Commentant le spectacle offert par les Goncourt version 2023, un grand connaisseur du sujet cite l’écrivain français Jules Renard (1864-1910), membre de l’Académie Goncourt de 1907 à 1910, qui dans son « Journal » en racontait les coulisses. Et déjà, ce n’était pas vraiment glorieux…
Serge Bressan (correspondant à Paris)
>Le Goncourt en chiffres
3 Belges. A ce jour, trois écrivains belges ont remporté le prix Goncourt : Charles Plisnier (1896- 1952), poète, essayiste et militant wallon en 1937 pour « Faux passeports » (éditions Correa) ; Francis Walder (1906- 1997), écrivain et militaire en 1958 pour « Saint-Germain ou la Négociation » (Gallimard), et François Weyergans (1941- 2019), écrivain, réalisateur et membre de l’Académicien française en 2005 pour « Trois jours chez ma mère » (Grasset).
13 femmes.

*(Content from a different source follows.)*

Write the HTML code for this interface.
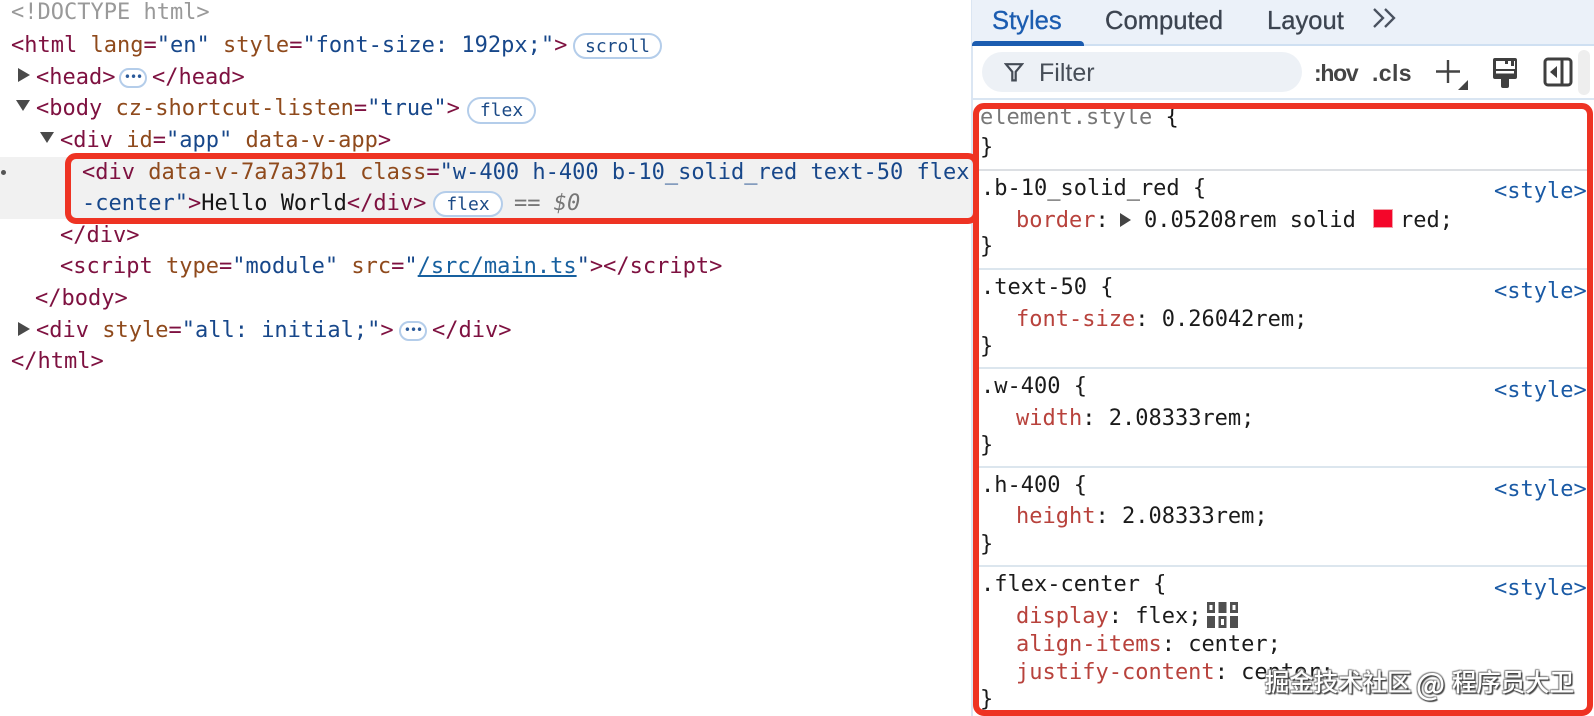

La première à recevoir le Goncourt : Elsa Triolet (1896-1970) pour « Le premier accroc coûte deux cents francs » (Denoël). Ont suivi : Béatrix Beck (1952), Simone de Beauvoir (1954), Anna Langfus (1962), Edmonde Charles-Roux (1966), Antonine Maillet (1979), Marguerite Duras (1984), Pascale Roze (1996), Paule Constant (1998), Marie Ndiaye (2009), Lydie Salvayre (2014), Leila Slimani (2016), Brigitte Giraud (2022).
38 victoires. Le record de victoires au Goncourt, à ce jour. Le détenteur : l’éditeur parisien Gallimard qui a reçu son premier Goncourt en 1919 avec « A l’ombre des jeunes filles en fleurs » de Marcel Proust et le dernier en date avec « L’Anomalie » d’Hervé Tellier en 2020. Au nombre de victoires suivent Grasset (17), Albin Michel (12), Seuil (6), Flammarion et Actes Sud (5), Mercure de France et Julliard (1), Minuit, Fayard et Plon (3)…
1 541 717 exemplaires vendus. C’est, en cet automne 2023, le record d’exemplaires vendus pour un prix Goncourt avec « L’Anomalie » d’Hervé Le Tellier (1,2 million en grand format et 341 717 en poche). Il devance « L’Amant » de Marguerite Duras, 1,5 million de livres vendus pour ce Goncourt 1984 et paru aux Editions de Minuit.